__THE PROBLEM__
Copy out each line exactly; pictures stay out of the copy.

__DATA EXCERPT__

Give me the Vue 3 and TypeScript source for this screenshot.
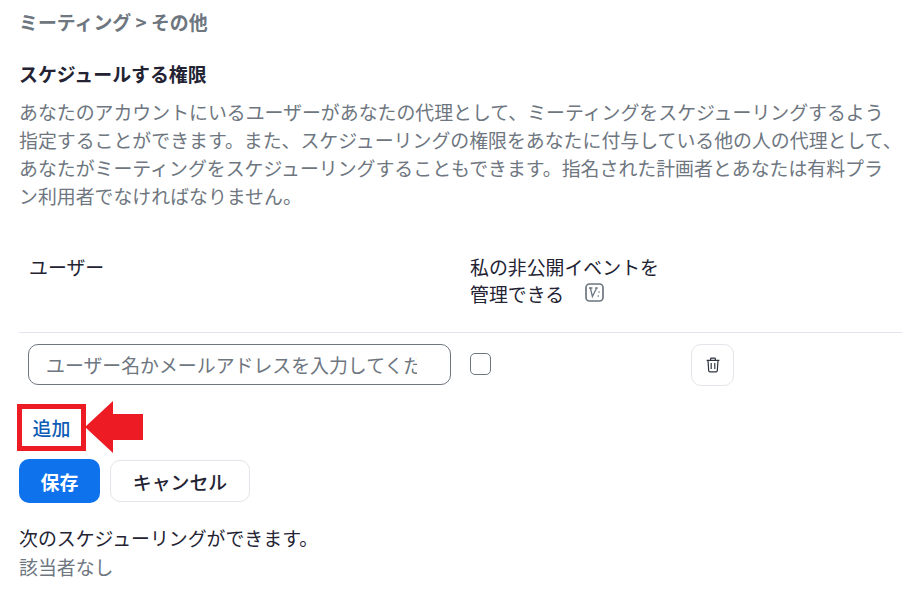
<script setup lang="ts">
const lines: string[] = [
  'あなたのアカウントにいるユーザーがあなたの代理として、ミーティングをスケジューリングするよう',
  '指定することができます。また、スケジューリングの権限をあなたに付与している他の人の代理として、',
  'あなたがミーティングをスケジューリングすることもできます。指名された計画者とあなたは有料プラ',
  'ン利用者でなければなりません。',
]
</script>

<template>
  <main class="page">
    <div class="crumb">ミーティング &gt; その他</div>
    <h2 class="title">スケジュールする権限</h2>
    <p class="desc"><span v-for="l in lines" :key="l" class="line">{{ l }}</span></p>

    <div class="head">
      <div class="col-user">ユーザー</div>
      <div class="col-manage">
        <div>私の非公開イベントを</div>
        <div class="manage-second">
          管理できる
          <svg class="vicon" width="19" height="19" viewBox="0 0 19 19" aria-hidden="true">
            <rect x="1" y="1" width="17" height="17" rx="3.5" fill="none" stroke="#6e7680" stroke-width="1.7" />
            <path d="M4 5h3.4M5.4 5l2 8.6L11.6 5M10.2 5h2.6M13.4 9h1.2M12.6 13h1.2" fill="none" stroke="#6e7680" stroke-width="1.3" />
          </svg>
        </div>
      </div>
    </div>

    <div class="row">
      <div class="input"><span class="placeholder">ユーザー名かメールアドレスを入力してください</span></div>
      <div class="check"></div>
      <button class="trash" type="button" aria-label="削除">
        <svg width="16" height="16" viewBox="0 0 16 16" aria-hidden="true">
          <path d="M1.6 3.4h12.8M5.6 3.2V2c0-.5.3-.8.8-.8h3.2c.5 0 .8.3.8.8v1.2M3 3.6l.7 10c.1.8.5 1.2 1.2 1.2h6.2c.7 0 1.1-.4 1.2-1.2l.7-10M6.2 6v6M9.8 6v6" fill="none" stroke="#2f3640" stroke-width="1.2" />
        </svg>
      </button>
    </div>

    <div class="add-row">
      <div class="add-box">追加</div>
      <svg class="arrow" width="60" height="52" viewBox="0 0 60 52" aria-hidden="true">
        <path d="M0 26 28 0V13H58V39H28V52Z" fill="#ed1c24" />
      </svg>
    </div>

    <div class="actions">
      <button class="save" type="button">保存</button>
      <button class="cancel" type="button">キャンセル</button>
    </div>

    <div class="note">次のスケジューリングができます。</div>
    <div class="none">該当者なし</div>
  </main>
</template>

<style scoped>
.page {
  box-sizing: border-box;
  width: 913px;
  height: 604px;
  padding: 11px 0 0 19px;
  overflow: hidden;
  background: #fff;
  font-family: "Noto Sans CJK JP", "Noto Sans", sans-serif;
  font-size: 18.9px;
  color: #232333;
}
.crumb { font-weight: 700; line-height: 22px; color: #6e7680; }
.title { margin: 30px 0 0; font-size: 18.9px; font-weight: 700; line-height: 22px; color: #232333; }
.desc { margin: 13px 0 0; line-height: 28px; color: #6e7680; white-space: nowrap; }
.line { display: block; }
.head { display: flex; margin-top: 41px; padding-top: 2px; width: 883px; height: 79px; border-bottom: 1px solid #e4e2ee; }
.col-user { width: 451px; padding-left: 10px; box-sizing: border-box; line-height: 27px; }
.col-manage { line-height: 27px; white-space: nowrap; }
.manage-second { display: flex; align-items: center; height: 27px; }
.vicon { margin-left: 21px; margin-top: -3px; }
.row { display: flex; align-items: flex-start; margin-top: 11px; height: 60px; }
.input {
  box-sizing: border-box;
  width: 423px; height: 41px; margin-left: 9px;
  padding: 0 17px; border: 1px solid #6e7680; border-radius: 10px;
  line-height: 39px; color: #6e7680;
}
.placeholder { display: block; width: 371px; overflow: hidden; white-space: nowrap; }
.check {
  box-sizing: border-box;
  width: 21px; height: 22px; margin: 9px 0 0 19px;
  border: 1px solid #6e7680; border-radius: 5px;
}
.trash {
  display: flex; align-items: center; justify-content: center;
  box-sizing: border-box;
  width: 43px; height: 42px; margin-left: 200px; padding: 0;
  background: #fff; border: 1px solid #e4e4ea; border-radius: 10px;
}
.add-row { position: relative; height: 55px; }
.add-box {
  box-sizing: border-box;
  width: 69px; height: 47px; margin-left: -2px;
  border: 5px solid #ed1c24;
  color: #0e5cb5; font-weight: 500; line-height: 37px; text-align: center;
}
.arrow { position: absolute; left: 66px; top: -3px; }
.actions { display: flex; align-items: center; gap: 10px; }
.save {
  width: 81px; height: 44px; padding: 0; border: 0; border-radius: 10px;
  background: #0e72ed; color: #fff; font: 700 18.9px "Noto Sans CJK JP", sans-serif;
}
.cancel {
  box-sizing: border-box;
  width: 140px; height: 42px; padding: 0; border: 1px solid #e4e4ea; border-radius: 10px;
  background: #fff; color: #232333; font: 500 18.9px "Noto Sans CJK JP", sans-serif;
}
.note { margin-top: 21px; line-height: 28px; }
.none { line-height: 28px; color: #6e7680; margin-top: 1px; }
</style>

__WRITTEN ANSWER__
Give me the Vue 3 and TypeScript source for this screenshot.
<script setup lang="ts">
const lines: string[] = [
  'あなたのアカウントにいるユーザーがあなたの代理として、ミーティングをスケジューリングするよう',
  '指定することができます。また、スケジューリングの権限をあなたに付与している他の人の代理として、',
  'あなたがミーティングをスケジューリングすることもできます。指名された計画者とあなたは有料プラ',
  'ン利用者でなければなりません。',
]
</script>

<template>
  <main class="page">
    <div class="crumb">ミーティング &gt; その他</div>
    <h2 class="title">スケジュールする権限</h2>
    <p class="desc"><span v-for="l in lines" :key="l" class="line">{{ l }}</span></p>

    <div class="head">
      <div class="col-user">ユーザー</div>
      <div class="col-manage">
        <div>私の非公開イベントを</div>
        <div class="manage-second">
          管理できる
          <svg class="vicon" width="19" height="19" viewBox="0 0 19 19" aria-hidden="true">
            <rect x="1" y="1" width="17" height="17" rx="3.5" fill="none" stroke="#6e7680" stroke-width="1.7" />
            <path d="M4 5h3.4M5.4 5l2 8.6L11.6 5M10.2 5h2.6M13.4 9h1.2M12.6 13h1.2" fill="none" stroke="#6e7680" stroke-width="1.3" />
          </svg>
        </div>
      </div>
    </div>

    <div class="row">
      <div class="input"><span class="placeholder">ユーザー名かメールアドレスを入力してください</span></div>
      <div class="check"></div>
      <button class="trash" type="button" aria-label="削除">
        <svg width="16" height="16" viewBox="0 0 16 16" aria-hidden="true">
          <path d="M1.6 3.4h12.8M5.6 3.2V2c0-.5.3-.8.8-.8h3.2c.5 0 .8.3.8.8v1.2M3 3.6l.7 10c.1.8.5 1.2 1.2 1.2h6.2c.7 0 1.1-.4 1.2-1.2l.7-10M6.2 6v6M9.8 6v6" fill="none" stroke="#2f3640" stroke-width="1.2" />
        </svg>
      </button>
    </div>

    <div class="add-row">
      <div class="add-box">追加</div>
      <svg class="arrow" width="60" height="52" viewBox="0 0 60 52" aria-hidden="true">
        <path d="M0 26 28 0V13H58V39H28V52Z" fill="#ed1c24" />
      </svg>
    </div>

    <div class="actions">
      <button class="save" type="button">保存</button>
      <button class="cancel" type="button">キャンセル</button>
    </div>

    <div class="note">次のスケジューリングができます。</div>
    <div class="none">該当者なし</div>
  </main>
</template>

<style scoped>
.page {
  box-sizing: border-box;
  width: 913px;
  height: 604px;
  padding: 11px 0 0 19px;
  overflow: hidden;
  background: #fff;
  font-family: "Noto Sans CJK JP", "Noto Sans", sans-serif;
  font-size: 18.9px;
  color: #232333;
}
.crumb { font-weight: 700; line-height: 22px; color: #6e7680; }
.title { margin: 30px 0 0; font-size: 18.9px; font-weight: 700; line-height: 22px; color: #232333; }
.desc { margin: 13px 0 0; line-height: 28px; color: #6e7680; white-space: nowrap; }
.line { display: block; }
.head { display: flex; margin-top: 41px; padding-top: 2px; width: 883px; height: 79px; border-bottom: 1px solid #e4e2ee; }
.col-user { width: 451px; padding-left: 10px; box-sizing: border-box; line-height: 27px; }
.col-manage { line-height: 27px; white-space: nowrap; }
.manage-second { display: flex; align-items: center; height: 27px; }
.vicon { margin-left: 21px; margin-top: -3px; }
.row { display: flex; align-items: flex-start; margin-top: 11px; height: 60px; }
.input {
  box-sizing: border-box;
  width: 423px; height: 41px; margin-left: 9px;
  padding: 0 17px; border: 1px solid #6e7680; border-radius: 10px;
  line-height: 39px; color: #6e7680;
}
.placeholder { display: block; width: 371px; overflow: hidden; white-space: nowrap; }
.check {
  box-sizing: border-box;
  width: 21px; height: 22px; margin: 9px 0 0 19px;
  border: 1px solid #6e7680; border-radius: 5px;
}
.trash {
  display: flex; align-items: center; justify-content: center;
  box-sizing: border-box;
  width: 43px; height: 42px; margin-left: 200px; padding: 0;
  background: #fff; border: 1px solid #e4e4ea; border-radius: 10px;
}
.add-row { position: relative; height: 55px; }
.add-box {
  box-sizing: border-box;
  width: 69px; height: 47px; margin-left: -2px;
  border: 5px solid #ed1c24;
  color: #0e5cb5; font-weight: 500; line-height: 37px; text-align: center;
}
.arrow { position: absolute; left: 66px; top: -3px; }
.actions { display: flex; align-items: center; gap: 10px; }
.save {
  width: 81px; height: 44px; padding: 0; border: 0; border-radius: 10px;
  background: #0e72ed; color: #fff; font: 700 18.9px "Noto Sans CJK JP", sans-serif;
}
.cancel {
  box-sizing: border-box;
  width: 140px; height: 42px; padding: 0; border: 1px solid #e4e4ea; border-radius: 10px;
  background: #fff; color: #232333; font: 500 18.9px "Noto Sans CJK JP", sans-serif;
}
.note { margin-top: 21px; line-height: 28px; }
.none { line-height: 28px; color: #6e7680; margin-top: 1px; }
</style>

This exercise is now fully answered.